Written problem: Report only the number of lines holding "components".
###
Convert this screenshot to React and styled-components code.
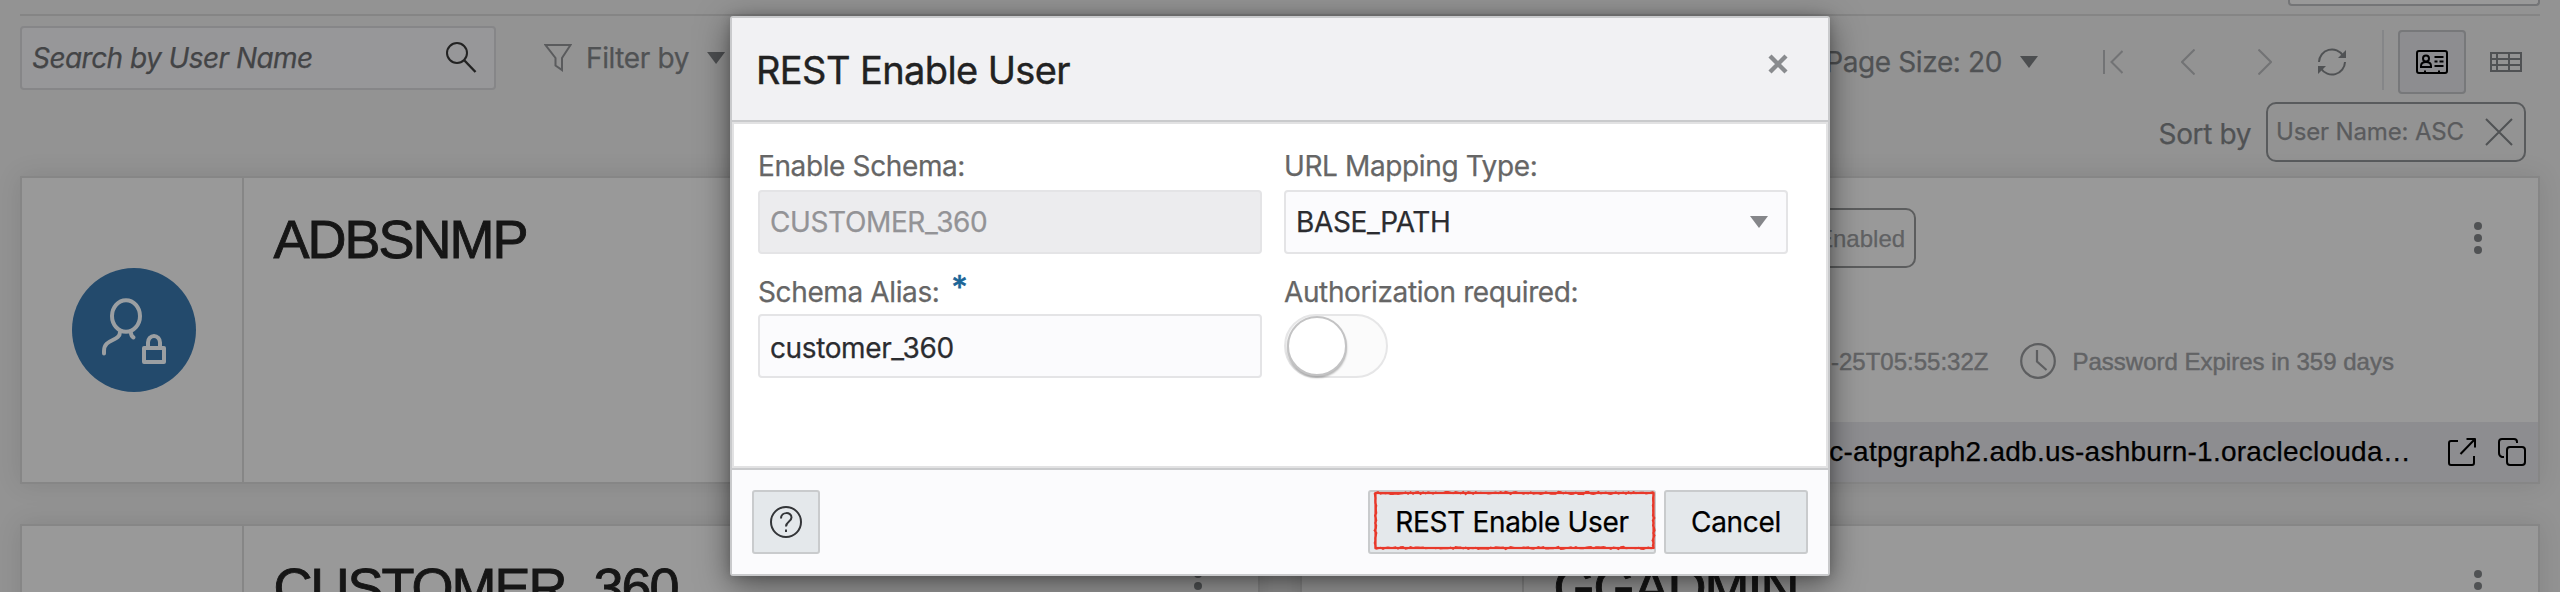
import React from "react";
import styled, { createGlobalStyle } from "styled-components";

const GlobalStyle = createGlobalStyle`
  *, *::before, *::after { box-sizing: border-box; }
  body { margin: 0; background: #939393; }
`;

const ui = `"Inter", "Liberation Sans", sans-serif`;
const helvetica = `"Liberation Sans", Arial, sans-serif`;

/* ---------- page ---------- */

const Page = styled.div`
  position: relative;
  display: flex;
  flex-direction: column;
  height: 592px;
  padding: 0 20px;
  overflow: hidden;
  background: #939393;
  font: 400 28px/34px ${ui};
  letter-spacing: -0.38px;
  color: #505254;
  white-space: nowrap;
  -webkit-text-stroke: 0.25px currentColor;
`;

const TopStrip = styled.div`
  display: flex;
  justify-content: flex-end;
  flex: none;
  height: 16px;
  border-bottom: 2px solid #858585;
`;

const TopPanel = styled.div`
  width: 252px;
  height: 6px;
  border: 2px solid #747577;
  border-top: 0;
  border-radius: 0 0 4px 4px;
  background: #999;
`;

const Toolbar = styled.div`
  display: flex;
  flex: none;
  height: 78px;
  justify-content: space-between;
`;

const ToolGroup = styled.div`
  display: flex;
  align-items: center;
  height: 64px;
  margin-top: ${(p) => p.$top}px;
`;

const SearchBox = styled.div`
  display: flex;
  align-items: center;
  justify-content: space-between;
  width: 476px;
  height: 64px;
  margin-right: 48px;
  padding: 0 17px 0 10px;
  border: 2px solid #868688;
  border-radius: 4px;
  background: #979799;
  font-style: italic;
  letter-spacing: -0.55px;
  color: #434446;
`;

const MenuText = styled.span`
  margin: 0 ${(p) => p.$right}px 0 ${(p) => p.$left || 0}px;
`;

const Caret = styled.span`
  width: 18px;
  height: 12px;
  background: ${(p) => p.$color || "#4c4e50"};
  clip-path: polygon(0 0, 100% 0, 50% 100%);
`;

const NavIcon = styled.svg`
  flex: none;
  margin-left: ${(p) => p.$gap}px;
  fill: none;
  stroke: ${(p) => p.$color || "#727375"};
  stroke-width: 2;
`;

const Divider = styled.span`
  width: 2px;
  height: 60px;
  margin: 0 14px 4px 36px;
  background: #858688;
`;

const ViewButton = styled.span`
  display: flex;
  align-items: center;
  justify-content: center;
  width: 68px;
  height: 64px;
  margin-right: ${(p) => (p.$active ? 6 : 0)}px;
  border: 2px solid ${(p) => (p.$active ? "#77787a" : "transparent")};
  border-radius: 4px;
  background: ${(p) => (p.$active ? "#8d8d90" : "transparent")};
`;

const SortRow = styled.div`
  display: flex;
  justify-content: flex-end;
  align-items: center;
  flex: none;
  height: 60px;
  margin: 8px 14px 14px 0;
`;

const SortLabel = styled.span`
  padding-top: 4px;
  margin-right: 15px;
`;

const SortChip = styled.span`
  display: flex;
  align-items: center;
  justify-content: space-between;
  width: 260px;
  height: 60px;
  padding: 0 11px 1px 8px;
  border: 2px solid #595b5d;
  border-radius: 10px;
  font-size: 24px;
  letter-spacing: -0.15px;
  color: #5a5b5d;
`;

/* ---------- cards ---------- */

const CardGrid = styled.div`
  display: grid;
  grid-template-columns: 1fr 1fr;
  grid-auto-rows: 308px;
  gap: 40px;
`;

const CardBox = styled.div`
  display: flex;
  border: 2px solid #868686;
  background: #999;
  box-shadow: 0 0 24px rgba(0, 0, 0, 0.1);
`;

const AvatarPane = styled.div`
  display: flex;
  align-items: center;
  justify-content: center;
  width: 222px;
  border-right: 2px solid #868686;
  padding-left: 4px;
`;

const Avatar = styled.div`
  width: 124px;
  height: 124px;
  border-radius: 50%;
  background: #234a6c;

  svg {
    display: block;
    fill: none;
    stroke: #9b9fa2;
    stroke-width: 4;
    stroke-linecap: round;
    stroke-linejoin: round;
  }
`;

const CardBody = styled.div`
  display: flex;
  flex: 1;
  flex-direction: column;
  min-width: 0;
  font-family: ${helvetica};
  letter-spacing: 0;
`;

const CardHead = styled.div`
  display: flex;
  align-items: flex-start;
  height: 165px;
`;

const CardTitle = styled.div`
  margin: 31px 0 0 29.5px;
  font-size: 54px;
  line-height: 60px;
  letter-spacing: -2px;
  color: #161616;
  -webkit-text-stroke: 0.9px currentColor;
`;

const StatusChip = styled.span`
  width: 112px;
  height: 60px;
  margin: 30px 0 0 280px;
  padding-left: 11px;
  border: 2px solid #5c5d5e;
  border-radius: 10px;
  font-size: 24px;
  line-height: 57px;
  color: #606163;
`;

const Kebab = styled.svg`
  margin: 44px 56px 0 auto;
  fill: #505254;
`;

const Details = styled.div`
  display: flex;
  align-items: center;
  height: 36px;
  padding-left: 307px;
  font-size: 24px;
  color: #626365;
  -webkit-text-stroke: 0.45px currentColor;

  svg {
    margin: 0 16px 0 32px;
    fill: none;
    stroke: #5d5e60;
    stroke-width: 2.2;
  }
`;

const DetailText = styled.span`
  padding-top: 2px;
`;

const LinkBar = styled.div`
  display: flex;
  align-items: center;
  justify-content: flex-end;
  height: 60px;
  margin-top: auto;
  padding-right: 12px;
  background: #8d8d90;
  letter-spacing: 0.25px;
  color: #000;

  svg {
    margin-left: 22px;
    fill: none;
    stroke: #000;
    stroke-width: 2;
    stroke-linejoin: round;
  }
`;

const LinkText = styled.span`
  margin-right: 15px;
`;

/* ---------- dialog ---------- */

const DialogLayer = styled.div`
  position: absolute;
  inset: 0;
  display: flex;
  justify-content: center;
  align-items: flex-start;
  padding-top: 16px;
`;

const Dialog = styled.div`
  display: flex;
  flex-direction: column;
  width: 1100px;
  height: 560px;
  border: 2px solid #c9cacc;
  border-radius: 3px;
  background: #fff;
  box-shadow: 0 8px 32px rgba(0, 0, 0, 0.5), 0 0 10px rgba(0, 0, 0, 0.15);
`;

const DialogHeader = styled.div`
  display: flex;
  align-items: center;
  justify-content: space-between;
  height: 104px;
  padding: 0 40px 0 24px;
  border-bottom: 2px solid #c9cacc;
  background: #f1f1f3;
`;

const DialogTitle = styled.h1`
  margin: 0;
  padding-top: 2px;
  font: 400 38px/46px ${ui};
  letter-spacing: -0.6px;
  color: #222;
  -webkit-text-stroke: 0.4px currentColor;
`;

const CloseIcon = styled.svg`
  margin-bottom: 11px;
  stroke: #898b8e;
  stroke-width: 4.4;
`;

const DialogBody = styled.div`
  display: grid;
  grid-template-columns: 504px 504px;
  grid-template-rows: 124px 124px;
  column-gap: 22px;
  height: 346px;
  padding: 6px 24px 0;
  border: 2px solid #e2e2e3;
`;

const Field = styled.div`
  display: flex;
  flex-direction: column;
`;

const Label = styled.div`
  display: flex;
  height: 60px;
  padding-top: ${(p) => p.$top}px;
  line-height: 34px;
  color: #666;
`;

const Required = styled.span`
  margin: -4px 0 0 12px;
  font-size: 32px;
  color: #1b6597;
  -webkit-text-stroke: 0.6px currentColor;
`;

const Input = styled.div`
  display: flex;
  flex: none;
  align-items: center;
  justify-content: space-between;
  height: 64px;
  padding: ${(p) => p.$drop || 0}px 18px 0 10px;
  border: 2px solid #e4e4e6;
  border-radius: 4px;
  background: ${(p) => (p.$disabled ? "#ececee" : "#fbfbfd")};
  color: ${(p) => (p.$disabled ? "#939396" : "#2b2c30")};
`;

const Switch = styled.div`
  width: 104px;
  height: 64px;
  padding: 0 1px;
  border: 2px solid #e6e6e7;
  border-radius: 32px;
  background: #fbfbfb;
`;

const Knob = styled.div`
  width: 60px;
  height: 60px;
  border: 2px solid #c3c3c4;
  border-radius: 50%;
  background: #fff;
  box-shadow: 0 2px 2px rgba(0, 0, 0, 0.28);
`;

const DialogFooter = styled.div`
  display: flex;
  align-items: center;
  flex: 1;
  padding: 0 20px;
  border-top: 2px solid #c9cacc;
  background: #fbfbfd;
`;

const Button = styled.button`
  position: relative;
  display: flex;
  align-items: center;
  justify-content: center;
  width: ${(p) => p.$width}px;
  height: 64px;
  margin: 0;
  margin-left: ${(p) => (p.$push ? "auto" : `${p.$gap || 0}px`)};
  padding: 0;
  border: 2px solid #c9cbcd;
  border-radius: 3px;
  background: #e4e8eb;
  font: inherit;
  letter-spacing: -0.3px;
  color: #000;
`;

const Marker = styled.svg`
  position: absolute;
  left: 1px;
  top: -3px;
  fill: none;
  stroke: #e8392b;
`;

/* Hand-drawn looking edge: a line whose points wobble across its direction. */
function roughEdge(x1, y1, x2, y2, seed) {
  const length = Math.hypot(x2 - x1, y2 - y1);
  const steps = Math.round(length / 2.5);
  const ux = (x2 - x1) / length;
  const uy = (y2 - y1) / length;
  let d = `M${x1} ${y1}`;
  for (let i = 1; i <= steps; i += 1) {
    const h = Math.sin(i * 127.1 + seed * 311.7) * 43758.5453;
    const n = (h - Math.floor(h) - 0.5) * 2.6;
    const t = (length * i) / steps;
    d += `L${(x1 + ux * t - uy * n).toFixed(1)} ${(y1 + uy * t + ux * n).toFixed(1)}`;
  }
  return d;
}

const markerPath = [
  roughEdge(4.5, 4, 282.5, 4, 1),
  roughEdge(282.5, 4, 282.5, 59, 2),
  roughEdge(282.5, 59, 4.5, 59, 3),
  roughEdge(4.5, 59, 4.5, 4, 4),
].join("");

function RedMarker() {
  return (
    <Marker width="288" height="68">
      <rect x="4.500" y="4" width="278" height="55" strokeWidth="2.200" />
      <path d={markerPath} strokeWidth="1.600" />
    </Marker>
  );
}

function KebabMenu() {
  return (
    <Kebab width="8" height="32">
      <circle cx="4" cy="4" r="4" />
      <circle cx="4" cy="16" r="4" />
      <circle cx="4" cy="28" r="4" />
    </Kebab>
  );
}

function LockedUser() {
  return (
    <Avatar>
      <svg width="124" height="124">
        <ellipse cx="54" cy="48" rx="14" ry="15.8" />
        <path d="M48 64C48 74 32 70 32 83V85.500M59 65C59 67 60 68.500 61.500 69.500" />
        <rect x="72" y="80" width="20" height="14" />
        <path d="M76 80V74.500a6 6.500 0 0 1 12 0V80" />
      </svg>
    </Avatar>
  );
}

function UserCard({ title, locked, children }) {
  return (
    <CardBox>
      <AvatarPane>{locked && <LockedUser />}</AvatarPane>
      <CardBody>
        <CardHead>
          {title ? <CardTitle>{title}</CardTitle> : <StatusChip>Enabled</StatusChip>}
          <KebabMenu />
        </CardHead>
        {children}
      </CardBody>
    </CardBox>
  );
}

export default function App() {
  return (
    <Page>
      <GlobalStyle />
      <TopStrip>
        <TopPanel />
      </TopStrip>

      <Toolbar>
        <ToolGroup $top={10}>
          <SearchBox>
            Search by User Name
            <svg width="32" height="32" fill="none" stroke="#222" strokeWidth="2">
              <circle cx="12" cy="11" r="10" />
              <path d="M19 18L30.500 30" strokeWidth="2.400" />
            </svg>
          </SearchBox>
          <NavIcon $gap={0} $color="#5a5b5d" width="28" height="28">
            <path d="M1.500 1H26.500L18 14V26L11.500 21.500V14Z" />
          </NavIcon>
          <MenuText $left={14} $right={18}>Filter by</MenuText>
          <Caret />
        </ToolGroup>

        <ToolGroup $top={14}>
          <MenuText $right={18}>Page Size: 20</MenuText>
          <Caret />
          <NavIcon $gap={65} width="20" height="26">
            <path d="M1 1V25M19.500 2L8.500 13L19.500 24" />
          </NavIcon>
          <NavIcon $gap={58} width="14" height="26">
            <path d="M13.500 0.500L1 13L13.500 25.500" />
          </NavIcon>
          <NavIcon $gap={63} width="14" height="26">
            <path d="M0.500 0.500L13 13L0.500 25.500" />
          </NavIcon>
          <NavIcon $gap={46} $color="#505254" width="28" height="30">
            <path d="M1 15A13 13 0 0 1 25 8.500M27 15A13 13 0 0 1 3 21.500" />
            <path d="M28 3V11H20ZM0 27V19H8Z" fill="#505254" stroke="none" />
          </NavIcon>
          <Divider />
          <ViewButton $active>
            <svg width="32" height="24" fill="none" stroke="#000" strokeWidth="2">
              <rect x="1" y="1" width="30" height="22" rx="2" />
              <circle cx="10" cy="8.500" r="3" />
              <path d="M5 17V16C5 13.500 7 12 10 12S15 13.500 15 16V17ZM18.500 7H27.500M18.500 11.500H21.500M23.500 11.500H27.500M18.500 16H27.500M9 20.500V23M23 20.500V23" />
            </svg>
          </ViewButton>
          <ViewButton>
            <svg width="32" height="20" fill="none" stroke="#505254" strokeWidth="2">
              <path d="M1 1H31V19H1ZM1 7H31M1 13H31M7 1V19M19 1V19" />
            </svg>
          </ViewButton>
        </ToolGroup>
      </Toolbar>

      <SortRow>
        <SortLabel>Sort by</SortLabel>
        <SortChip>
          User Name: ASC
          <svg width="28" height="28" stroke="#505254" strokeWidth="2">
            <path d="M1 1L27 27M27 1L1 27" />
          </svg>
        </SortChip>
      </SortRow>

      <CardGrid>
        <UserCard title="ADBSNMP" locked />
        <UserCard>
          <Details>
            <DetailText>-25T05:55:32Z</DetailText>
            <svg width="36" height="36">
              <circle cx="18" cy="18" r="16.800" />
              <path d="M17 7V18.500L26.500 27" />
            </svg>
            <DetailText>Password Expires in 359 days</DetailText>
          </Details>
          <LinkBar>
            <LinkText>c-atpgraph2.adb.us-ashburn-1.oracleclouda…</LinkText>
            <svg width="28" height="28">
              <path d="M10 3H3Q1 3 1 5V25Q1 27 3 27H24Q26 27 26 25V18M12.500 16L27 1M18.500 1H27V9.500" />
            </svg>
            <svg width="28" height="28">
              <rect x="9" y="9" width="18" height="18" rx="3" />
              <path d="M6 19H4Q1 18 1 15V4Q1 1 4 1H16Q19 1 19 4V5" />
            </svg>
          </LinkBar>
        </UserCard>
        <UserCard title="CUSTOMER_360" />
        <UserCard title="GGADMIN" />
      </CardGrid>

      <DialogLayer>
        <Dialog role="dialog">
          <DialogHeader>
            <DialogTitle>REST Enable User</DialogTitle>
            <CloseIcon width="20" height="20">
              <path d="M2 2L18 18M18 2L2 18" />
            </CloseIcon>
          </DialogHeader>

          <DialogBody>
            <Field>
              <Label $top={19}>Enable Schema:</Label>
              <Input $disabled>CUSTOMER_360</Input>
            </Field>
            <Field>
              <Label $top={19}>URL Mapping Type:</Label>
              <Input>
                BASE_PATH
                <Caret $color="#85868a" />
              </Input>
            </Field>
            <Field>
              <Label $top={21}>
                Schema Alias:<Required>*</Required>
              </Label>
              <Input $drop={3}>customer_360</Input>
            </Field>
            <Field>
              <Label $top={21}>Authorization required:</Label>
              <Switch>
                <Knob />
              </Switch>
            </Field>
          </DialogBody>

          <DialogFooter>
            <Button $width={68}>
              <svg width="34" height="34" fill="none" stroke="#333538" strokeWidth="2">
                <circle cx="17" cy="17" r="15" />
                <path d="M12 13.500C12 6.500 22.500 6.500 22.500 12.500C22.500 16.500 17 16.500 17 21.500M17 24.500V27" />
              </svg>
            </Button>
            <Button $width={288} $push>
              REST Enable User
              <RedMarker />
            </Button>
            <Button $width={144} $gap={8}>Cancel</Button>
          </DialogFooter>
        </Dialog>
      </DialogLayer>
    </Page>
  );
}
###
Correct output: 2